IRS Loses Captive Insurance Case on Good Taxpayer Facts
3 Pages Posted: 18 Aug 2018
Date Written: November 17, 2014
In 2002 the IRS issued several revenue rulings that established two safe harbor rulings for the appropriate structure of a captive insurance company. Those rulings followed — and were the result of — a long case history that saw taxpayers successfully rebut an IRS argument that a captive insurance company was not a bona fide insurer and therefore was not eligible for deductions related to the paid-in insurance premiums. The IRS losses began in the landmark Humana case, when the court held that insurance premiums paid by brother-sister subsidiaries were deductible. Those losses continued in AMERCO, when the Service unsuccessfully challenged a captive company established by U-Haul International Inc., arguing that Republic Western Insurance Co. was not a viable, stand-alone insurer.
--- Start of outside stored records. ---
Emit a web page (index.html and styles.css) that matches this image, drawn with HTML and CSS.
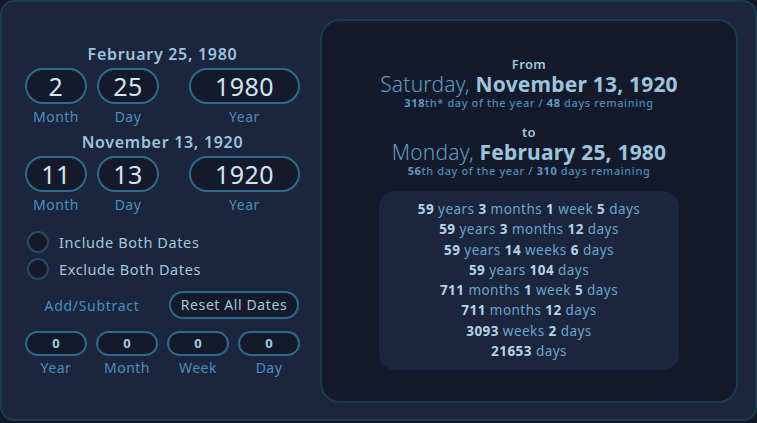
FILE: index.html
```html
<!DOCTYPE html>
<html>
<head>
<meta charset="utf-8">
<link rel="stylesheet" href="styles.css">
</head>
<body>
<div class="panel">
  <div class="left">
    <div class="date-title">February 25, 1980</div>
    <div class="date-row">
      <div class="field"><div class="box">2</div><div class="lbl">Month</div></div>
      <div class="field"><div class="box">25</div><div class="lbl">Day</div></div>
      <div class="field year"><div class="box">1980</div><div class="lbl">Year</div></div>
    </div>
    <div class="date-title">November 13, 1920</div>
    <div class="date-row">
      <div class="field"><div class="box">11</div><div class="lbl">Month</div></div>
      <div class="field"><div class="box">13</div><div class="lbl">Day</div></div>
      <div class="field year"><div class="box">1920</div><div class="lbl">Year</div></div>
    </div>
    <div class="radios">
      <div class="radio"><span class="circle"></span>Include Both Dates</div>
      <div class="radio"><span class="circle"></span>Exclude Both Dates</div>
    </div>
    <div class="addsub">
      <div class="addsub-lbl">Add/Subtract</div>
      <div class="reset">Reset All Dates</div>
    </div>
    <div class="small-row">
      <div class="sfield"><div class="sbox">0</div><div class="lbl">Year</div></div>
      <div class="sfield"><div class="sbox">0</div><div class="lbl">Month</div></div>
      <div class="sfield"><div class="sbox">0</div><div class="lbl">Week</div></div>
      <div class="sfield"><div class="sbox">0</div><div class="lbl">Day</div></div>
    </div>
  </div>
  <div class="right">
    <div class="fromto">From</div>
    <div class="big"><span class="wd">Saturday,</span> <b>November 13, 1920</b></div>
    <div class="sub"><b>318</b>th* day of the year / <b>48</b> days remaining</div>
    <div class="fromto to">to</div>
    <div class="big"><span class="wd">Monday,</span> <b>February 25, 1980</b></div>
    <div class="sub"><b>56</b>th day of the year / <b>310</b> days remaining</div>
    <div class="results">
      <div><b>59</b> years <b>3</b> months <b>1</b> week <b>5</b> days</div>
      <div><b>59</b> years <b>3</b> months <b>12</b> days</div>
      <div><b>59</b> years <b>14</b> weeks <b>6</b> days</div>
      <div><b>59</b> years <b>104</b> days</div>
      <div><b>711</b> months <b>1</b> week <b>5</b> days</div>
      <div><b>711</b> months <b>12</b> days</div>
      <div><b>3093</b> weeks <b>2</b> days</div>
      <div><b>21653</b> days</div>
    </div>
  </div>
</div>
</body>
</html>
```
FILE: styles.css
```css
html, body {
  margin: 0;
  padding: 0;
  background: #121826;
  width: 757px;
  height: 423px;
  overflow: hidden;
  font-family: "Noto Sans", "DejaVu Sans", sans-serif;
}
.panel {
  box-sizing: border-box;
  width: 757px;
  height: 421px;
  background: #1b253d;
  border: 2px solid #1c3b4b;
  border-radius: 14px;
  display: flex;
  gap: 20px;
  padding: 17px 17px 16px 23px;
}
.left {
  width: 275px;
  display: flex;
  flex-direction: column;
  padding-top: 25px;
}
.date-title {
  text-align: center;
  color: #9cc4dc;
  font-weight: 600;
  font-size: 16px;
  letter-spacing: 0.7px;
  line-height: 20px;
  height: 20px;
}
.date-row {
  display: flex;
  gap: 10px;
  margin-top: 4px;
}
.field {
  width: 62px;
  display: flex;
  flex-direction: column;
  align-items: center;
}
.field.year {
  width: 111px;
  margin-left: 20px;
}
.box {
  box-sizing: border-box;
  width: 100%;
  height: 36px;
  border: 2px solid #2b6a8a;
  border-radius: 18px;
  background: #141a2b;
  color: #d3e5ef;
  font-size: 25px;
  letter-spacing: 0.5px;
  line-height: 32px;
  text-align: center;
}
.lbl {
  color: #4b90bd;
  font-size: 14px;
  letter-spacing: 0.5px;
  line-height: 18px;
  margin-top: 4px;
}
.date-row + .date-title { margin-top: 6px; }
.radios {
  margin-top: 17px;
  display: flex;
  flex-direction: column;
  gap: 6px;
}
.radio {
  display: flex;
  align-items: center;
  color: #a3c8de;
  font-size: 14.5px;
  letter-spacing: 0.6px;
  height: 21px;
}
.circle {
  box-sizing: border-box;
  width: 22px;
  height: 22px;
  border-radius: 50%;
  border: 2px solid #234c63;
  background: #141a2b;
  margin-left: 2px;
  margin-right: 10px;
}
.addsub {
  display: flex;
  align-items: center;
  margin-top: 12px;
}
.addsub-lbl {
  width: 134px;
  margin-right: 10px;
  text-align: center;
  color: #4b90bd;
  font-size: 14px;
  letter-spacing: 0.7px;
}
.reset {
  box-sizing: border-box;
  width: 130px;
  height: 28px;
  border: 2px solid #2b6a8a;
  border-radius: 14px;
  background: #141a2b;
  color: #a3c8de;
  font-size: 14px;
  letter-spacing: 0.6px;
  line-height: 24px;
  text-align: center;
}
.small-row {
  display: grid;
  grid-template-columns: repeat(4, 1fr);
  gap: 9px;
  margin-top: 12px;
}
.sfield {
  display: flex;
  flex-direction: column;
  align-items: center;
}
.sbox {
  box-sizing: border-box;
  width: 100%;
  height: 25px;
  border: 2px solid #2b6a8a;
  border-radius: 13px;
  background: #141a2b;
  color: #a3c8de;
  font-weight: 700;
  font-size: 13px;
  line-height: 21px;
  text-align: center;
}
.sfield .lbl { margin-top: 3px; }
.right {
  box-sizing: border-box;
  width: 418px;
  height: 384px;
  background: #141a2b;
  border: 2px solid #1c3b4b;
  border-radius: 20px;
  display: flex;
  flex-direction: column;
  align-items: center;
  padding-top: 35px;
}
.fromto {
  color: #a3c8de;
  font-size: 13px;
  font-weight: 600;
  letter-spacing: 0.4px;
  line-height: 16px;
}
.fromto.to { margin-top: 15px; }
.big {
  color: #88b9d6;
  font-size: 21px;
  letter-spacing: 0.2px;
  line-height: 23px;
  margin-top: 1px;
  white-space: nowrap;
}
.big .wd { font-weight: 300; color: #5e9cc4; }
.big b { font-weight: 700; color: #9cc4dc; }
.sub {
  color: #4a8cbb;
  font-size: 11px;
  letter-spacing: 0.6px;
  line-height: 13px;
  font-weight: 500;
  white-space: nowrap;
}
.sub b { font-weight: 700; color: #5c9cc8; }
.results {
  margin-top: 14px;
  width: 300px;
  box-sizing: border-box;
  background: #1b253d;
  border-radius: 16px;
  padding: 8px 0 9px;
  text-align: center;
  color: #6aa5cc;
  font-size: 13.5px;
  letter-spacing: 0.45px;
  line-height: 20.3px;
}
.results b { color: #b5d3e5; font-weight: 700; }
```
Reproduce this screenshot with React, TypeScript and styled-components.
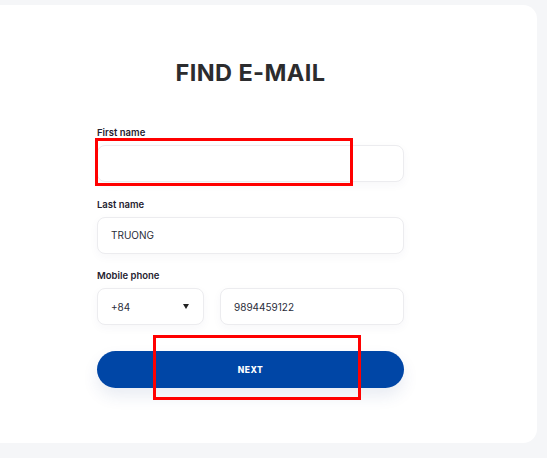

The final loss was handed down in UPS, in which the government lost on appeal. For about a decade after the 2002 rulings (until approximately 2010-2011), the Service was relatively quiet regarding captive insurance companies. However, the recent Securitas Holdings case — which followed the Rent-A-Center decision earlier this year — resulted in another loss for the Service in its attempts to challenge captive insurance companies established and operated by larger companies.